Pull out every line from the listing that has the word "with".

(Lines of data)
——

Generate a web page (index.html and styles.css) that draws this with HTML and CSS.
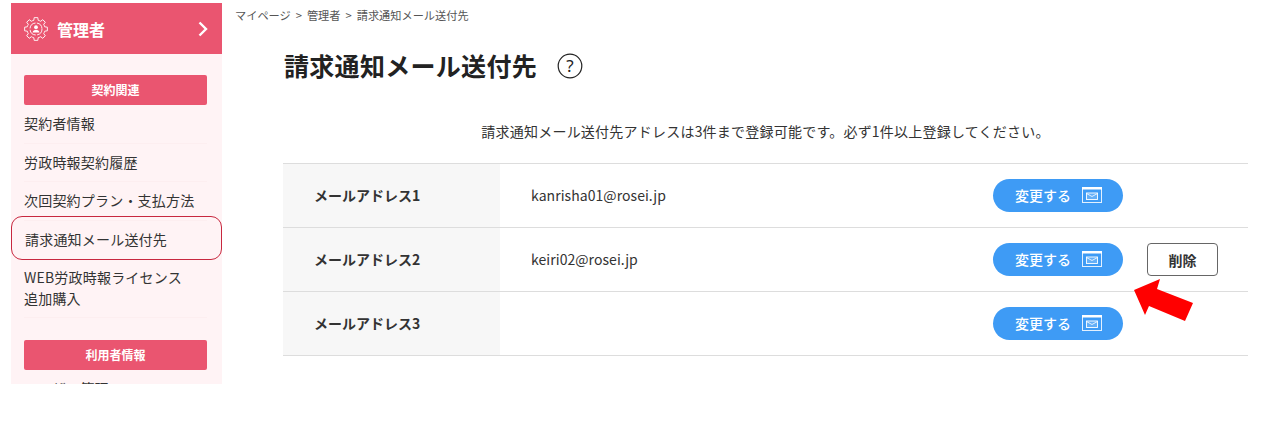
FILE: index.html
```html
<!DOCTYPE html>
<html lang="ja">
<head>
<meta charset="utf-8">
<title>請求通知メール送付先</title>
<link rel="stylesheet" href="styles.css">
</head>
<body>
<div class="page">
  <aside class="sidebar">
    <div class="side-head">
      <svg class="gear" viewBox="0 0 24 24" width="24" height="24" fill="none" stroke="#fff" stroke-width=".9">
        <defs><path id="tooth" d="M20.730 9.820L23.360 10.200V13.800L20.730 14.180A9 9 0 0 1 19.710 16.640"/></defs>
        <use href="#tooth"/>
        <use href="#tooth" transform="rotate(45 12 12)"/>
        <use href="#tooth" transform="rotate(90 12 12)"/>
        <use href="#tooth" transform="rotate(135 12 12)"/>
        <use href="#tooth" transform="rotate(180 12 12)"/>
        <use href="#tooth" transform="rotate(225 12 12)"/>
        <use href="#tooth" transform="rotate(270 12 12)"/>
        <use href="#tooth" transform="rotate(315 12 12)"/>
        <circle cx="12" cy="12" r="6" stroke-dasharray="8 1.500"/>
        <circle cx="12" cy="10.200" r="1.900" fill="#fff" stroke="none"/>
        <path d="M8.600 15.600c.3-2 1.700-2.800 3.400-2.800s3.100.8 3.400 2.800z" fill="#fff" stroke="none"/>
      </svg>
      <span class="side-title">管理者</span>
      <svg class="chev" viewBox="0 0 10 16" width="10" height="16" fill="none" stroke="#fff" stroke-width="2.400"><path d="M1.500 1.500 8 8l-6.500 6.500"/></svg>
    </div>
    <div class="side-body">
      <div class="group-label">契約関連</div>
      <ul class="menu">
        <li class="menu-item">契約者情報</li>
        <li class="menu-item">労政時報契約履歴</li>
        <li class="menu-item">次回契約プラン・支払方法</li>
        <li class="menu-item active">請求通知メール送付先</li>
        <li class="menu-item multi">WEB労政時報ライセンス<br>追加購入</li>
      </ul>
      <div class="group-label second">利用者情報</div>
      <ul class="menu">
        <li class="menu-item">ユーザー管理</li>
      </ul>
    </div>
  </aside>
  <main class="content">
    <nav class="crumbs">マイページ &gt; 管理者 &gt; 請求通知メール送付先</nav>
    <div class="title-row">
      <h1 class="title">請求通知メール送付先</h1>
      <svg class="help" viewBox="0 0 26 26" width="26" height="26"><circle cx="13" cy="13" r="11.800" fill="none" stroke="#222" stroke-width="1.200"/><text x="13" y="19" text-anchor="middle" class="help-mark">?</text></svg>
    </div>
    <p class="lead">請求通知メール送付先アドレスは3件まで登録可能です。必ず1件以上登録してください。</p>
    <div class="table">
      <div class="row">
        <div class="label">メールアドレス1</div>
        <div class="value">kanrisha01@rosei.jp</div>
        <div class="actions">
          <button class="change">変更する<svg class="mail" viewBox="0 0 20 16" width="20" height="16"><use href="#mail-icon"/></svg></button>
        </div>
      </div>
      <div class="row">
        <div class="label">メールアドレス2</div>
        <div class="value">keiri02@rosei.jp</div>
        <div class="actions">
          <button class="change">変更する<svg class="mail" viewBox="0 0 20 16" width="20" height="16"><use href="#mail-icon"/></svg></button>
          <button class="delete">削除</button>
        </div>
      </div>
      <div class="row">
        <div class="label">メールアドレス3</div>
        <div class="value"></div>
        <div class="actions">
          <button class="change">変更する<svg class="mail" viewBox="0 0 20 16" width="20" height="16"><use href="#mail-icon"/></svg></button>
        </div>
      </div>
    </div>
  </main>
</div>
<svg class="arrow" viewBox="0 0 70 50" width="70" height="50"><polygon points="4,11 30,0 27,10 63,24 55,42 19,27 15,36" fill="#ff0000"/></svg>
<svg class="defs" width="0" height="0">
  <defs>
    <g id="mail-icon" fill="none" stroke="#fff">
      <rect x="0.500" y="0.500" width="19" height="15" stroke-width="1" stroke-opacity=".85"/>
      <rect x="0" y="0" width="20" height="2.500" fill="#fff" stroke="none"/>
      <rect x="4.500" y="6" width="11" height="6.500" stroke-width=".9" fill="#fff" fill-opacity=".2"/>
      <path d="M4.500 6.500 10 9.500 15.500 6.500" stroke-width=".8"/>
    </g>
  </defs>
</svg>
</body>
</html>
```
FILE: styles.css
```css
* { box-sizing: border-box; }
html, body { margin: 0; padding: 0; background: #fff; }
body {
  position: relative;
  height: 433px;
  overflow: hidden;
  font-family: "Noto Sans CJK JP", "Noto Sans", sans-serif;
  color: #333;
}
.page { display: flex; align-items: flex-start; padding: 3px 19px 0 11px; }
.sidebar {
  width: 211px;
  height: 381px;
  flex: none;
  overflow: hidden;
  background: #fff3f5;
}
.side-head {
  height: 51px;
  background: #ea5570;
  display: flex;
  align-items: center;
  padding: 0 14px 0 13px;
  color: #fff;
}
.gear { flex: none; overflow: visible; }
.side-title { margin-left: 9px; font-size: 16px; font-weight: 700; flex: 1; }
.side-body { padding: 21px 0 0; }
.group-label {
  width: 183px;
  height: 30px;
  margin: 0 15px 0 13px;
  background: #ea5570;
  border-radius: 2px;
  color: #fff;
  font-size: 12px;
  font-weight: 700;
  line-height: 30px;
  text-align: center;
}
.group-label.second { margin-top: 22px; }
.menu { list-style: none; margin: 0; padding: 0; }
.menu-item {
  height: 38.500px;
  margin: 0 15px 0 13px;
  font-size: 14px;
  letter-spacing: .2px;
  line-height: 36px;
  border-bottom: 1px solid #fdeef0;
  color: #333;
  white-space: nowrap;
}
.menu-item.active {
  height: 44px;
  margin: -4.500px 0 0;
  padding-left: 13px;
  line-height: 44px;
  border: 1px solid #c8283f;
  border-radius: 11px;
}
.menu-item.multi {
  height: 58px;
  line-height: 21px;
  padding-top: 7px;
}
.content { flex: 1; margin-left: 13px; min-width: 0; }
.crumbs { height: 25px; font-size: 11.200px; line-height: 24px; color: #555; word-spacing: 2.500px; }
.title-row { display: flex; align-items: center; margin: 10px 0 0 49px; height: 54px; }
.title { margin: 0; font-size: 25px; letter-spacing: .3px; font-weight: 700; color: #222; line-height: 54px; }
.help { margin: 1px 0 0 20px; }
.help-mark { font-family: "Noto Sans", sans-serif; font-size: 17px; fill: #222; }
.lead {
  margin: 0;
  padding: 30px 0 0 48px;
  height: 71px;
  font-size: 14px;
  letter-spacing: .22px;
  line-height: 18px;
  text-align: center;
  color: #333;
}
.table { margin-left: 48px; border-top: 1px solid #ddd; }
.row { display: flex; height: 64px; border-bottom: 1px solid #ddd; align-items: stretch; }
.label {
  width: 217px;
  flex: none;
  background: #f7f7f7;
  padding-left: 31px;
  font-size: 14px;
  font-weight: 700;
  line-height: 63px;
  color: #333;
}
.value { width: 493px; flex: none; padding-left: 31px; font-size: 14px; letter-spacing: .06px; line-height: 62px; color: #333; }
.actions { display: flex; align-items: center; gap: 24px; }
.change {
  width: 130px;
  height: 33px;
  border: 0;
  border-radius: 17px;
  background: #3e9bf5;
  color: #fff;
  font: 500 14px "Noto Sans CJK JP", sans-serif;
  display: flex;
  align-items: center;
  padding: 0 0 2px 22px;
}
.mail { margin-left: 11px; }
.delete {
  width: 71px;
  height: 33px;
  border: 1px solid #666;
  border-radius: 4px;
  background: #fff;
  color: #333;
  font: 700 14px "Noto Sans CJK JP", sans-serif;
}
.arrow { position: absolute; left: 1130px; top: 279px; }
.defs { position: absolute; }
```
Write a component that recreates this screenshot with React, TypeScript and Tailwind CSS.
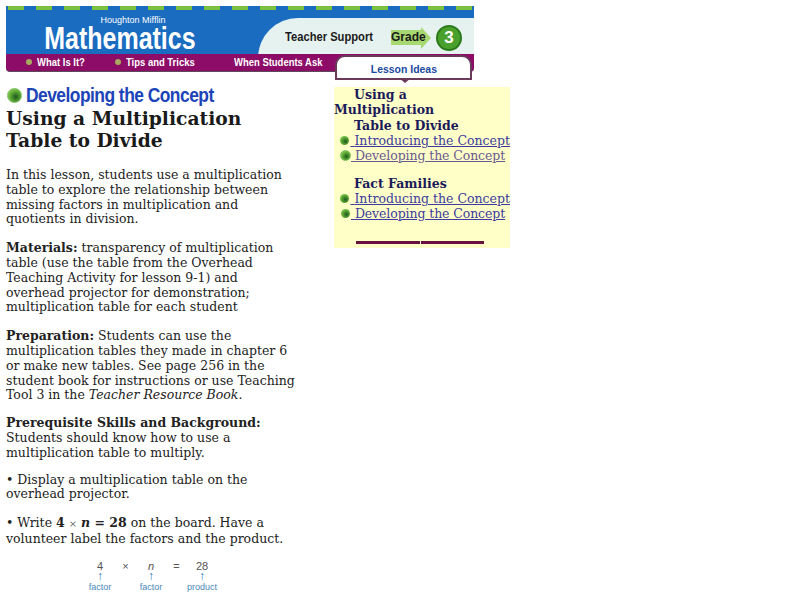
const serif = { fontFamily: '"DejaVu Serif", serif' };

function Ball({ size = "small" }: { size?: "small" | "ring" | "large" }) {
  const sizes = {
    small: "w-[9px] h-[9px]",
    ring: "w-[11px] h-[11px] border border-[#7cc060]",
    large: "w-[15px] h-[15px] border border-[#7cc060]",
  };
  return (
    <span className={`inline-block shrink-0 rounded-full bg-[radial-gradient(circle_at_60%_60%,#1c5a1c,#6cb83c_60%,#a8d880)] ${sizes[size]}`} />
  );
}

function NavItem({ label, className }: { label: string; className: string }) {
  return (
    <div className={`flex items-center gap-[5px] shrink-0 ${className}`}>
      <span className="w-[6px] h-[6px] rounded-full bg-[#a8a860]" />
      <span className="text-white font-bold text-[11px] whitespace-nowrap origin-left scale-x-[0.86] font-['Liberation_Sans',sans-serif]">{label}</span>
    </div>
  );
}

function SideLink({ label, current = false, tight = false }: { label: string; current?: boolean; tight?: boolean }) {
  return (
    <div className="flex items-center h-[15px]">
      <span className="w-[12px] flex justify-center">
        <Ball size={current ? "ring" : "small"} />
      </span>
      <a className={`underline whitespace-nowrap ${tight ? "tracking-[-0.1px]" : ""} ${current ? "text-[#6a5a90]" : "text-[#3c3ca0]"}`}>&nbsp;{label}</a>
    </div>
  );
}

function Factor({ value, label }: { value: React.ReactNode; label: string }) {
  return (
    <div className="w-[34px] flex flex-col items-center">
      <span>{value}</span>
      <span className="text-[#2a78b0] text-[12px] font-bold leading-[9px]">↑</span>
      <span className="text-[#4a88b8] text-[9px] leading-[12px]">{label}</span>
    </div>
  );
}

function Header() {
  return (
    <div className="relative w-[468px] ml-[6px] mt-[6px] h-[66px]">
      <div className="relative h-[48px] bg-[#1a6cc0] overflow-hidden">
        <div className="h-[4px] bg-[repeating-linear-gradient(90deg,#1a6cc0_0,#1a6cc0_2px,#7cc040_2px,#7cc040_18px,#1a6cc0_18px,#1a6cc0_28px)]" />
        <div className="absolute right-0 top-[12px] w-[216px] h-[50px] bg-[#e6f2f0] rounded-tl-[40px]" />
        <div className="relative flex h-[44px]">
          <div className="w-[256px] pr-[28px] flex flex-col items-center">
            <span className="text-white text-[9px] ml-[26px] font-['Liberation_Sans',sans-serif] leading-[9px] mt-[6px]">Houghton Mifflin</span>
            <span className="text-white font-bold text-[32px] leading-[27px] font-['Liberation_Sans',sans-serif] scale-x-[0.78] whitespace-nowrap">Mathematics</span>
          </div>
          <div className="flex items-center pt-[11px] ml-[23px] font-['Liberation_Sans',sans-serif] font-bold text-[#1a1a1a] text-[13px] whitespace-nowrap">
            <span className="scale-x-[0.86] origin-left w-[106px]">Teacher Support</span>
            <span className="relative z-10 w-[30px] h-[15px] bg-[#a8d870] text-[12px] leading-[15px]">Grade</span>
            <svg width="10" height="22" viewBox="0 0 10 22"><path d="M0 0 L10 11 L0 22 Z" fill="#a8d870" /></svg>
            <span className="ml-[5px] w-[26px] h-[26px] rounded-full bg-[#4aa02c] border-2 border-[#2a7a1c] text-white text-[17px] leading-[22px] text-center">3</span>
          </div>
        </div>
      </div>
      <div className="h-[18px] bg-[#8c0c68] rounded-b-[4px] border-b border-[#5a4a5a] flex items-center">
        <NavItem label="What Is It?" className="ml-[20px] w-[89px]" />
        <NavItem label="Tips and Tricks" className="w-[114px]" />
        <NavItem label="When Students Ask" className="w-[100px]" />
      </div>
      <div className="absolute left-[329px] top-[49px] w-[137px] h-[25px] bg-white border-2 border-[#6a3a5a] rounded-t-[10px] flex items-center justify-center pt-[3px]">
        <span className="text-[#1a4aa0] font-bold text-[11px] scale-x-[0.95] font-['Liberation_Sans',sans-serif]">Lesson Ideas</span>
        <svg className="absolute left-[62px] top-[21px]" width="12" height="6" viewBox="0 0 12 6"><path d="M0 0 L6 5 L12 0 Z" fill="#6a3a5a" /></svg>
      </div>
    </div>
  );
}

export default function App() {
  return (
    <div className="w-[800px] h-[600px] bg-white overflow-hidden text-[12.5px] leading-[14.8px] text-[#222]" style={serif}>
      <Header />
      <div className="flex">
        <div className="w-[292px] ml-[6px] mt-[12px] shrink-0">
          <div className="flex items-center gap-[4px] ml-[1px] h-[22px]">
            <Ball size="large" />
            <span className="text-[#1c44b8] font-bold text-[20px] leading-[22px] tracking-[-0.6px] whitespace-nowrap origin-left scale-x-[0.87] font-['Liberation_Sans',sans-serif]">Developing the Concept</span>
          </div>
          <h1 className="mt-[1px] font-bold text-[18.7px] leading-[22px] text-[#1a1a1a]">Using a Multiplication<br />Table to Divide</h1>
          <p className="mt-[17px]">In this lesson, students use a multiplication table to explore the relationship between missing factors in multiplication and quotients in division.</p>
          <p className="mt-[14px]"><b>Materials:</b> transparency of multiplication table (use the table from the Overhead Teaching Activity for lesson 9-1) and overhead projector for demonstration; multiplication table for each student</p>
          <p className="mt-[14px]"><b>Preparation:</b> Students can use the multiplication tables they made in chapter 6 or make new tables. See page 256 in the student book for instructions or use Teaching Tool 3 in the <i>Teacher Resource Book</i>.</p>
          <p className="mt-[13px]"><b>Prerequisite Skills and Background:</b> Students should know how to use a multiplication table to multiply.</p>
          <p className="mt-[12px]">&bull; Display a multiplication table on the overhead projector.</p>
          <p className="mt-[14px]">&bull; Write <b>4</b> <span className="text-[10px] text-[#666]">&times;</span> <b><i>n</i> = 28</b> on the board. Have a volunteer label the factors and the product.</p>
          <div className="mt-[13px] ml-[77px] flex font-['Liberation_Sans',sans-serif] text-[#555] text-[11px] leading-[12px]">
            <Factor value="4" label="factor" />
            <div className="w-[17px] text-center">&times;</div>
            <Factor value={<i>n</i>} label="factor" />
            <div className="w-[17px] text-center">=</div>
            <Factor value="28" label="product" />
          </div>
        </div>
        <div className="w-[176px] h-[161px] ml-[36px] mt-[15px] bg-[#ffffc8] shrink-0 flex flex-col leading-[15px]">
          <div className="font-bold text-[#1a1a5a]">
            <div className="pl-[20px]">Using a</div>
            <div>Multiplication</div>
            <div className="pl-[20px] mt-[1px]">Table to Divide</div>
          </div>
          <div className="pl-[5px]">
            <SideLink label="Introducing the Concept" />
            <SideLink label="Developing the Concept" current tight />
          </div>
          <div className="font-bold text-[#1a1a5a] pl-[20px] mt-[13px]">Fact Families</div>
          <div className="pl-[5px]">
            <SideLink label="Introducing the Concept" />
            <SideLink label="Developing the Concept" tight />
          </div>
          <div className="mt-[20px] mx-[22px] mr-[26px] flex gap-[1px]">
            <span className="h-[3px] flex-1 bg-[#6a1040]" />
            <span className="h-[3px] flex-1 bg-[#6a1040]" />
          </div>
        </div>
      </div>
    </div>
  );
}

——

[EXERCISE SOLUTION]
Generate a web page (index.html and styles.css) that draws this with HTML and CSS.
Write a component that recreates this screenshot with React, TypeScript and Tailwind CSS.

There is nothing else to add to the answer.